The tours will start/stop at AnnArbor Distilling Company, where passengers can enjoy a hand crafted cocktail with house made spirits in the tasting room before and after tours. Also some musicians used will be the Violin Monster (an Ann Arbor legend, also travels to New Orleans in the winter and was recently on an episode of "America's Got Talent"), and Luis Resto, who won an Oscar and Grammy for co-writing "Lose Yourself" with Eminem on the "8 Mile" soundtrack. He has worked with a number of artists like Frank Sinatra, Willy Nelson, Jay-Z and more.

“I think all anyone has been hearing is how experiential travel is so hot and so in demand, mainly among Millennials,” Cicotte told us back in December. “When people think of Millennials, they usually think we are all super young and never want to spend money. That isn’t true. We just want to spend money on something we’ve never done before, something new, something different.”

Whereas brewery and wine tours on bikes have been done before, Cicotte is looking to spice up the experiential portion of his company by offering such tours as visiting historic bookstores in Ann Arbor. A lot of the bookstores do signing and reading events at night.
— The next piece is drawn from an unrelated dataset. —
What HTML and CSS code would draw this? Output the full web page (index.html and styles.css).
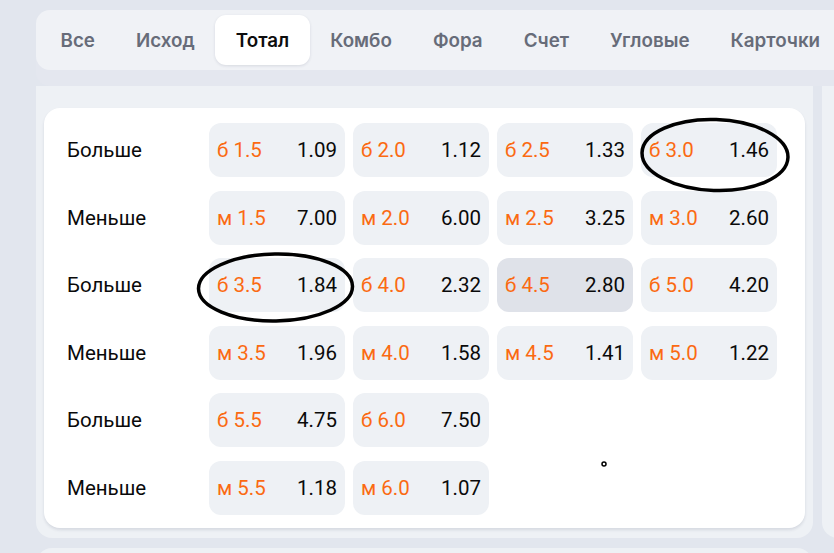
FILE: index.html
```html
<!DOCTYPE html>
<html lang="ru">
<head>
<meta charset="utf-8">
<link rel="stylesheet" href="styles.css">
</head>
<body>
<div class="page">
  <div class="header">
    <div class="tabs">
      <div class="tab">Все</div>
      <div class="tab">Исход</div>
      <div class="tab active">Тотал</div>
      <div class="tab">Комбо</div>
      <div class="tab">Фора</div>
      <div class="tab">Счет</div>
      <div class="tab">Угловые</div>
      <div class="tab">Карточки</div>
    </div>
  </div>
  <div class="columns">
    <div class="panel">
      <div class="card">
        <div class="row"><div class="label">Больше</div>
          <div class="cell"><span class="k">б 1.5</span><span class="v">1.09</span></div>
          <div class="cell"><span class="k">б 2.0</span><span class="v">1.12</span></div>
          <div class="cell"><span class="k">б 2.5</span><span class="v">1.33</span></div>
          <div class="cell"><span class="k">б 3.0</span><span class="v">1.46</span></div>
        </div>
        <div class="row"><div class="label">Меньше</div>
          <div class="cell"><span class="k">м 1.5</span><span class="v">7.00</span></div>
          <div class="cell"><span class="k">м 2.0</span><span class="v">6.00</span></div>
          <div class="cell"><span class="k">м 2.5</span><span class="v">3.25</span></div>
          <div class="cell"><span class="k">м 3.0</span><span class="v">2.60</span></div>
        </div>
        <div class="row"><div class="label">Больше</div>
          <div class="cell"><span class="k">б 3.5</span><span class="v">1.84</span></div>
          <div class="cell"><span class="k">б 4.0</span><span class="v">2.32</span></div>
          <div class="cell hover"><span class="k">б 4.5</span><span class="v">2.80</span></div>
          <div class="cell"><span class="k">б 5.0</span><span class="v">4.20</span></div>
        </div>
        <div class="row"><div class="label">Меньше</div>
          <div class="cell"><span class="k">м 3.5</span><span class="v">1.96</span></div>
          <div class="cell"><span class="k">м 4.0</span><span class="v">1.58</span></div>
          <div class="cell"><span class="k">м 4.5</span><span class="v">1.41</span></div>
          <div class="cell"><span class="k">м 5.0</span><span class="v">1.22</span></div>
        </div>
        <div class="row"><div class="label">Больше</div>
          <div class="cell"><span class="k">б 5.5</span><span class="v">4.75</span></div>
          <div class="cell"><span class="k">б 6.0</span><span class="v">7.50</span></div>
        </div>
        <div class="row"><div class="label">Меньше</div>
          <div class="cell"><span class="k">м 5.5</span><span class="v">1.18</span></div>
          <div class="cell"><span class="k">м 6.0</span><span class="v">1.07</span></div>
        </div>
      </div>
    </div>
    <div class="panel side"></div>
  </div>
  <div class="panel next"></div>
</div>
<svg class="marks" width="834" height="553" viewBox="0 0 834 553">
  <ellipse cx="715" cy="155" rx="73" ry="35.5" transform="rotate(2 715 155)" fill="none" stroke="#000" stroke-width="3.5"/>
  <ellipse cx="275.5" cy="287.5" rx="77" ry="33.5" transform="rotate(-1 275.5 287.5)" fill="none" stroke="#000" stroke-width="3.5"/>
  <circle cx="604" cy="464" r="2" fill="#fff" stroke="#000" stroke-width="1.5"/>
</svg>
</body>
</html>
```
FILE: styles.css
```css
* { box-sizing: border-box; }
html, body { margin: 0; padding: 0; }
body {
  background: #e2e6ee;
  font-family: Roboto, "Noto Sans", sans-serif;
  width: 834px;
  height: 553px;
  overflow: hidden;
  position: relative;
}
.page {
  padding: 10px 0 0 36px;
  width: 1000px;
  height: 553px;
  overflow: hidden;
}
.header {
  width: 960px;
  background: #e4e7ef;
  border-radius: 14px;
  padding-bottom: 16px;
}
.tabs {
  display: flex;
  background: #f0f2f6;
  border-radius: 14px;
  padding: 5px 4px;
}
.tab {
  height: 50px;
  display: flex;
  align-items: center;
  padding: 0 20.5px;
  font-family: Inter, Roboto, sans-serif;
  font-size: 18.8px;
  font-weight: 600;
  color: #676c79;
  border-radius: 11px;
}
.tab.active {
  background: #fff;
  color: #0d0d0d;
  box-shadow: 0 1px 3px rgba(30, 40, 70, 0.12);
}
.columns {
  display: flex;
  gap: 9px;
}
.panel {
  background: #eef1f5;
  border-radius: 0 0 16px 16px;
  width: 777px;
  flex: none;
  padding: 22px 8px 10px 8px;
}
.panel.side {
  width: 200px;
}
.panel.next {
  margin-top: 10px;
  height: 40px;
  border-radius: 16px 16px 0 0;
}
.card {
  background: #fff;
  border-radius: 16px;
  box-shadow: 0 2px 3px rgba(40, 50, 80, 0.12);
  padding: 15px 23px 13px 23px;
  display: flex;
  flex-direction: column;
  gap: 13.5px;
}
.row {
  display: flex;
  align-items: center;
  gap: 8px;
  height: 54px;
}
.label {
  width: 134px;
  font-size: 20.5px;
  color: #0a0a0a;
}
.cell {
  width: 136px;
  height: 54px;
  background: #eef1f5;
  border-radius: 12px;
  display: flex;
  align-items: center;
  justify-content: space-between;
  padding: 0 8px 0 8px;
  font-size: 20.5px;
}
.cell.hover { background: #dfe2e9; }
.k { color: #fb6a12; }
.v { color: #0a0a0a; }
.marks {
  position: absolute;
  top: 0;
  left: 0;
  pointer-events: none;
}
```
The plan would call for perhaps spending 20 minutes at a bookstore followed by a stop at a wine bar before experiencing a reading and signing at another bookstore later in the evening.

On the bikes will be various forms of unique entertainment. Cicotte says he has already secured the service of some local musicians who will perform live music on the bikes and is also looking to hire some magicians to perform magic tricks as clients are pedaling. He has also targeted tour guides and improv actors. 

Cicotte says he also hopes to work with the University of Michigan to do walking tours of the campus since biking there is very difficult. He is not looking to target students however as Cicotte says he would like instead conduct walking tours mainly for the visiting parents of students.

High Five Pedal Tours uses 16-person, battery assisted quadricycles 

Cicotte says the main difference between his company and other bike/wine/beer tours is that there is no actual drinking while clients are pedaling on High Five Pedal Tours. Instead, clients bike to various historical, drinking locations and indulge once they get there, but there is no drinking on the bike. You drink at the pub and not on the bike. And to make sure his clients are receiving accurate knowledge, Cicotte has met with local Ann Arbor historian David Bardallis.

The bikes are 17-person (including the driver), battery assisted quadricycles (name given by Michigan legislature). They are produced in the Netherlands by a company called Fietscafe (Bicycle Cafe). It seats 16 passengers (six on each) on the sides where 10 people pedal (two of the seats over the wheel wells don't have pedals), three on a bench in the rear of the bike, and one in the center. The center will be the area where the entertainment (comedians, improv actors, magicians, musicians, and tour guides) will work.

Prices for these tours will range from $350 and $400, Cicotte says, and will depend on the day of the week and the time of day. Anyone looking for a tour from noon to 10 p.m. will pay about $350 while late night tours from 10 p.m. to noon are $25 extra. Tours are offered from Sunday to Saturday. 

Cicotte's also has more than nine years of experience in events, marketing, public relations, digital marketing, communications, design, and social media advertising/marketing. Cicotte was also a board member for Signature Travel Network’s Young Advisors Community (YAC). 

He also spoke at the 2015 Travel Industry Exchange on the topics of Millennial travel and social media advertising and marketing.